Leave out every picture, then transcribe the rest of the listing exactly.

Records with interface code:
━━━━━━━━━━━━━━━━━━━━━━━━━━━━━━

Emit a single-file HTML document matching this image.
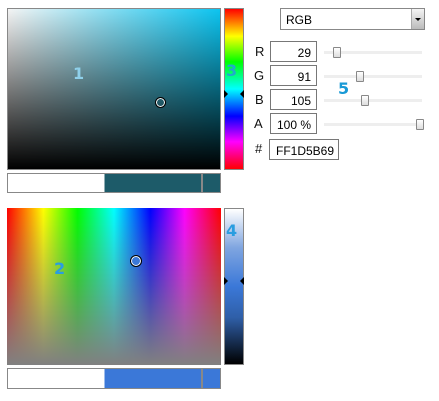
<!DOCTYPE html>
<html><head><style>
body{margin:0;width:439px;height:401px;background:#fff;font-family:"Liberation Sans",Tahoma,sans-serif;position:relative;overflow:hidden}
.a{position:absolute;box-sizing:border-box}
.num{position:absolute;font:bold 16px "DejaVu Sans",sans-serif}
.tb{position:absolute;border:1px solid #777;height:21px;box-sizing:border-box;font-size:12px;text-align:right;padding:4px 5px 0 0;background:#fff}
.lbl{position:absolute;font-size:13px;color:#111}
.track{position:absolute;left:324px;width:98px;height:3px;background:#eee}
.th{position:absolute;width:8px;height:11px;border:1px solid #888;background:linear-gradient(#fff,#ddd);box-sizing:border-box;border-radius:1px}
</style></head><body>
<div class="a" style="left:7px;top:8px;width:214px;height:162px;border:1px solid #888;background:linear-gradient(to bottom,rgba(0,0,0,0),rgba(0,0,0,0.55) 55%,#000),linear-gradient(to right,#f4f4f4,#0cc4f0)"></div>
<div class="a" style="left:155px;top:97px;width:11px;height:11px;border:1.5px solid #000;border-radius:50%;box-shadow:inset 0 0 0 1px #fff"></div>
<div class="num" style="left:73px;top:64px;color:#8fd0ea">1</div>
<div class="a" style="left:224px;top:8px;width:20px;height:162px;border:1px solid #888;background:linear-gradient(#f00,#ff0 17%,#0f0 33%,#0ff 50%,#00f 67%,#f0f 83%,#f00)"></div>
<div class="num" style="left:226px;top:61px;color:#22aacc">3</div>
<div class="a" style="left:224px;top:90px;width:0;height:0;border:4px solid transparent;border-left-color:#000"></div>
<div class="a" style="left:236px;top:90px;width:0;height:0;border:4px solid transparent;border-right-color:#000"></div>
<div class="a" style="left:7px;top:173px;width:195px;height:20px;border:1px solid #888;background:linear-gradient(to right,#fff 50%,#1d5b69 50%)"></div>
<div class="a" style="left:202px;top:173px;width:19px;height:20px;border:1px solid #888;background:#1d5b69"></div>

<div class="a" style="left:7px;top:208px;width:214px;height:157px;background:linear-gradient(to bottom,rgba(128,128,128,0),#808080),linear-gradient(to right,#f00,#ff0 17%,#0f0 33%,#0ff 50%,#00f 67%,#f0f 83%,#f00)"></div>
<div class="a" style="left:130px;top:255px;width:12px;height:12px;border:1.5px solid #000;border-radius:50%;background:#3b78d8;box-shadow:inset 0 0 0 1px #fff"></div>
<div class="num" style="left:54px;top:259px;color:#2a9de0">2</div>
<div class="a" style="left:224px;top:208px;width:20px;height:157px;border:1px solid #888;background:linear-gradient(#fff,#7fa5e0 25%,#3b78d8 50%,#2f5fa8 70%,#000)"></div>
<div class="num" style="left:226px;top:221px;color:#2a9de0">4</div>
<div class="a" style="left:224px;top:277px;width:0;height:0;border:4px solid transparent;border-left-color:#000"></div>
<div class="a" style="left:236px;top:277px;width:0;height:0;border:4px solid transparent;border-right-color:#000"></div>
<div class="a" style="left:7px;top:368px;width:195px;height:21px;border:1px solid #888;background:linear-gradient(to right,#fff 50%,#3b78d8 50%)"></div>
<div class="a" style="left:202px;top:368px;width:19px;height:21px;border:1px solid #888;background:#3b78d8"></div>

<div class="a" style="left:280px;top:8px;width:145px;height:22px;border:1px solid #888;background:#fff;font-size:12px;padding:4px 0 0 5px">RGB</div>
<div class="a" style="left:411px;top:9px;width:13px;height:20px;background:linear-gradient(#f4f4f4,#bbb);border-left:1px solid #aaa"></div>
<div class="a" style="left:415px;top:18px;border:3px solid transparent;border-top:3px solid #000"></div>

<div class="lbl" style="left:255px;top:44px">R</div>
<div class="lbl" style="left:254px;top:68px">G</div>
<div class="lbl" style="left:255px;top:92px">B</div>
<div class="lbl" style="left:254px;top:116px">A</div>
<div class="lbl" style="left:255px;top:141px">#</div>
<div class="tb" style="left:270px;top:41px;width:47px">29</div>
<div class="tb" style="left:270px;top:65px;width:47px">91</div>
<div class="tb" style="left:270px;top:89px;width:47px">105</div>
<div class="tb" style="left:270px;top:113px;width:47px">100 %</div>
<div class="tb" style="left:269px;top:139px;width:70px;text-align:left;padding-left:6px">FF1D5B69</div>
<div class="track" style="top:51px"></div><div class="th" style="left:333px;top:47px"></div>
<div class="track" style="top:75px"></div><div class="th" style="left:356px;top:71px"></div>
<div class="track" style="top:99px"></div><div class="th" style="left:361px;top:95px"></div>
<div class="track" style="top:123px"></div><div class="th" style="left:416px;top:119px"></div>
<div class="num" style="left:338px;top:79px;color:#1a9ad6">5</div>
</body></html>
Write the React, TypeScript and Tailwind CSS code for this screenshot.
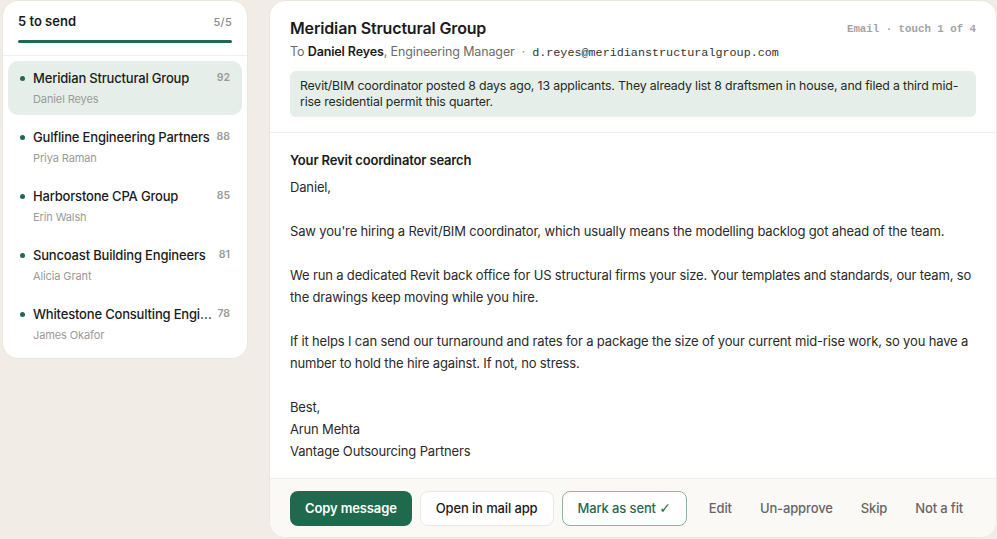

━━━━━━━━━━━━━━━━━━━━━━━━━━━━━━

__EXERCISE RESPONSE__
Emit a single-file HTML document matching this image.
<!DOCTYPE html>
<html><head><style>
body{margin:0;width:439px;height:401px;background:#fff;font-family:"Liberation Sans",Tahoma,sans-serif;position:relative;overflow:hidden}
.a{position:absolute;box-sizing:border-box}
.num{position:absolute;font:bold 16px "DejaVu Sans",sans-serif}
.tb{position:absolute;border:1px solid #777;height:21px;box-sizing:border-box;font-size:12px;text-align:right;padding:4px 5px 0 0;background:#fff}
.lbl{position:absolute;font-size:13px;color:#111}
.track{position:absolute;left:324px;width:98px;height:3px;background:#eee}
.th{position:absolute;width:8px;height:11px;border:1px solid #888;background:linear-gradient(#fff,#ddd);box-sizing:border-box;border-radius:1px}
</style></head><body>
<div class="a" style="left:7px;top:8px;width:214px;height:162px;border:1px solid #888;background:linear-gradient(to bottom,rgba(0,0,0,0),rgba(0,0,0,0.55) 55%,#000),linear-gradient(to right,#f4f4f4,#0cc4f0)"></div>
<div class="a" style="left:155px;top:97px;width:11px;height:11px;border:1.5px solid #000;border-radius:50%;box-shadow:inset 0 0 0 1px #fff"></div>
<div class="num" style="left:73px;top:64px;color:#8fd0ea">1</div>
<div class="a" style="left:224px;top:8px;width:20px;height:162px;border:1px solid #888;background:linear-gradient(#f00,#ff0 17%,#0f0 33%,#0ff 50%,#00f 67%,#f0f 83%,#f00)"></div>
<div class="num" style="left:226px;top:61px;color:#22aacc">3</div>
<div class="a" style="left:224px;top:90px;width:0;height:0;border:4px solid transparent;border-left-color:#000"></div>
<div class="a" style="left:236px;top:90px;width:0;height:0;border:4px solid transparent;border-right-color:#000"></div>
<div class="a" style="left:7px;top:173px;width:195px;height:20px;border:1px solid #888;background:linear-gradient(to right,#fff 50%,#1d5b69 50%)"></div>
<div class="a" style="left:202px;top:173px;width:19px;height:20px;border:1px solid #888;background:#1d5b69"></div>

<div class="a" style="left:7px;top:208px;width:214px;height:157px;background:linear-gradient(to bottom,rgba(128,128,128,0),#808080),linear-gradient(to right,#f00,#ff0 17%,#0f0 33%,#0ff 50%,#00f 67%,#f0f 83%,#f00)"></div>
<div class="a" style="left:130px;top:255px;width:12px;height:12px;border:1.5px solid #000;border-radius:50%;background:#3b78d8;box-shadow:inset 0 0 0 1px #fff"></div>
<div class="num" style="left:54px;top:259px;color:#2a9de0">2</div>
<div class="a" style="left:224px;top:208px;width:20px;height:157px;border:1px solid #888;background:linear-gradient(#fff,#7fa5e0 25%,#3b78d8 50%,#2f5fa8 70%,#000)"></div>
<div class="num" style="left:226px;top:221px;color:#2a9de0">4</div>
<div class="a" style="left:224px;top:277px;width:0;height:0;border:4px solid transparent;border-left-color:#000"></div>
<div class="a" style="left:236px;top:277px;width:0;height:0;border:4px solid transparent;border-right-color:#000"></div>
<div class="a" style="left:7px;top:368px;width:195px;height:21px;border:1px solid #888;background:linear-gradient(to right,#fff 50%,#3b78d8 50%)"></div>
<div class="a" style="left:202px;top:368px;width:19px;height:21px;border:1px solid #888;background:#3b78d8"></div>

<div class="a" style="left:280px;top:8px;width:145px;height:22px;border:1px solid #888;background:#fff;font-size:12px;padding:4px 0 0 5px">RGB</div>
<div class="a" style="left:411px;top:9px;width:13px;height:20px;background:linear-gradient(#f4f4f4,#bbb);border-left:1px solid #aaa"></div>
<div class="a" style="left:415px;top:18px;border:3px solid transparent;border-top:3px solid #000"></div>

<div class="lbl" style="left:255px;top:44px">R</div>
<div class="lbl" style="left:254px;top:68px">G</div>
<div class="lbl" style="left:255px;top:92px">B</div>
<div class="lbl" style="left:254px;top:116px">A</div>
<div class="lbl" style="left:255px;top:141px">#</div>
<div class="tb" style="left:270px;top:41px;width:47px">29</div>
<div class="tb" style="left:270px;top:65px;width:47px">91</div>
<div class="tb" style="left:270px;top:89px;width:47px">105</div>
<div class="tb" style="left:270px;top:113px;width:47px">100 %</div>
<div class="tb" style="left:269px;top:139px;width:70px;text-align:left;padding-left:6px">FF1D5B69</div>
<div class="track" style="top:51px"></div><div class="th" style="left:333px;top:47px"></div>
<div class="track" style="top:75px"></div><div class="th" style="left:356px;top:71px"></div>
<div class="track" style="top:99px"></div><div class="th" style="left:361px;top:95px"></div>
<div class="track" style="top:123px"></div><div class="th" style="left:416px;top:119px"></div>
<div class="num" style="left:338px;top:79px;color:#1a9ad6">5</div>
</body></html>
Write the React, TypeScript and Tailwind CSS code for this screenshot.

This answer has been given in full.